Two fair coins are flipped. What is $P(HH)$?
Two dice are rolled. What is $P(\text{sum} = 7)$?
Which of the following is the correct sample space for rolling a single standard die?
Q6. A coin is flipped three times. (a) List the full sample space — all 8 outcomes. (b) Find $P(\text{exactly 2 heads})$.
Q7. A bag contains one Red (R), one Blue (B), and one Green (G) marble. A marble is drawn and a die is also rolled. (a) How many outcomes are in the sample space? (b) Find $P(\text{Red marble and even number})$.
Q8. Two dice are rolled. Find $P(\text{sum} \leq 4)$ by listing all outcomes where the sum is 4 or less. Show all working.
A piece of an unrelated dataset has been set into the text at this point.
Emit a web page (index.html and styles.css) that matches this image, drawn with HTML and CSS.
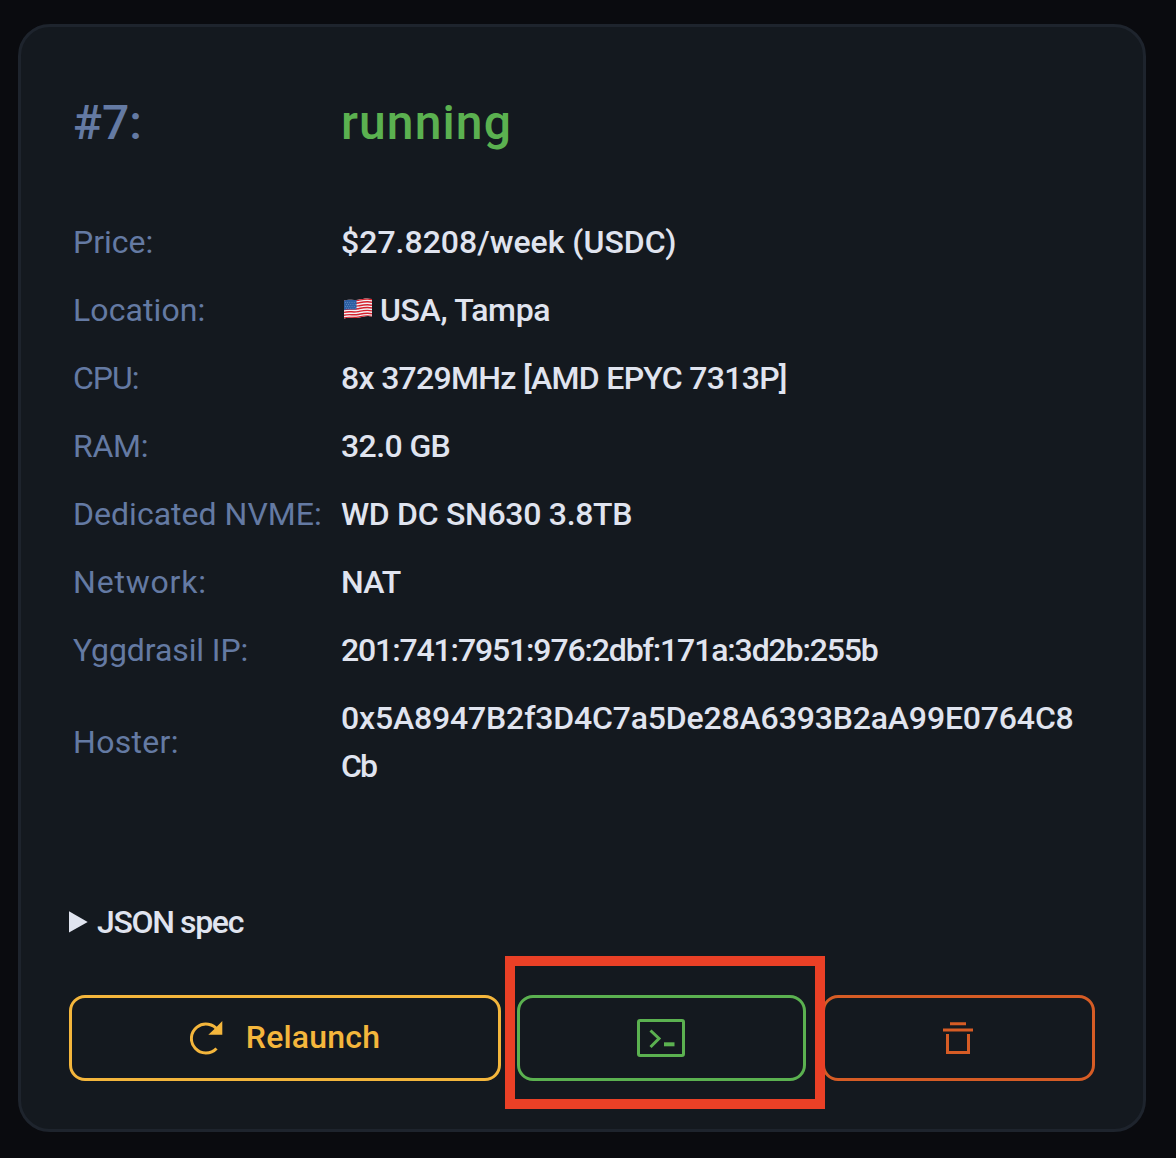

Sample space: $\{HHH,\,HHT,\,HTH,\,HTT,\,THH,\,THT,\,TTH,\,TTT\}$ — 8 outcomes.
Exactly 2 heads: $HHT,\,HTH,\,THH$ — 3 favourable outcomes.
$P(\text{exactly 2 heads}) = \dfrac{3}{8}$
Counting principle: $3 \times 6 = 18$ outcomes in sample space.
Favourable (Red AND even): $(R,2),\,(R,4),\,(R,6)$ — 3 outcomes.
$P(\text{R and even}) = \dfrac{3}{18} = \dfrac{1}{6}$
Outcomes with sum $\leq 4$: $(1,1),\,(1,2),\,(1,3),\,(2,1),\,(2,2),\,(3,1)$ — 6 favourable outcomes.
$P(\text{sum} \leq 4) = \dfrac{6}{36} = \dfrac{1}{6}$
A spinner has the numbers 1, 2, 3 and another spinner has the letters A, B, C, D. One result from each spinner is chosen. (a) List all 12 outcomes in the sample space. (b) Find $P(\text{number is prime AND letter comes before C alphabetically})$. Show your working clearly.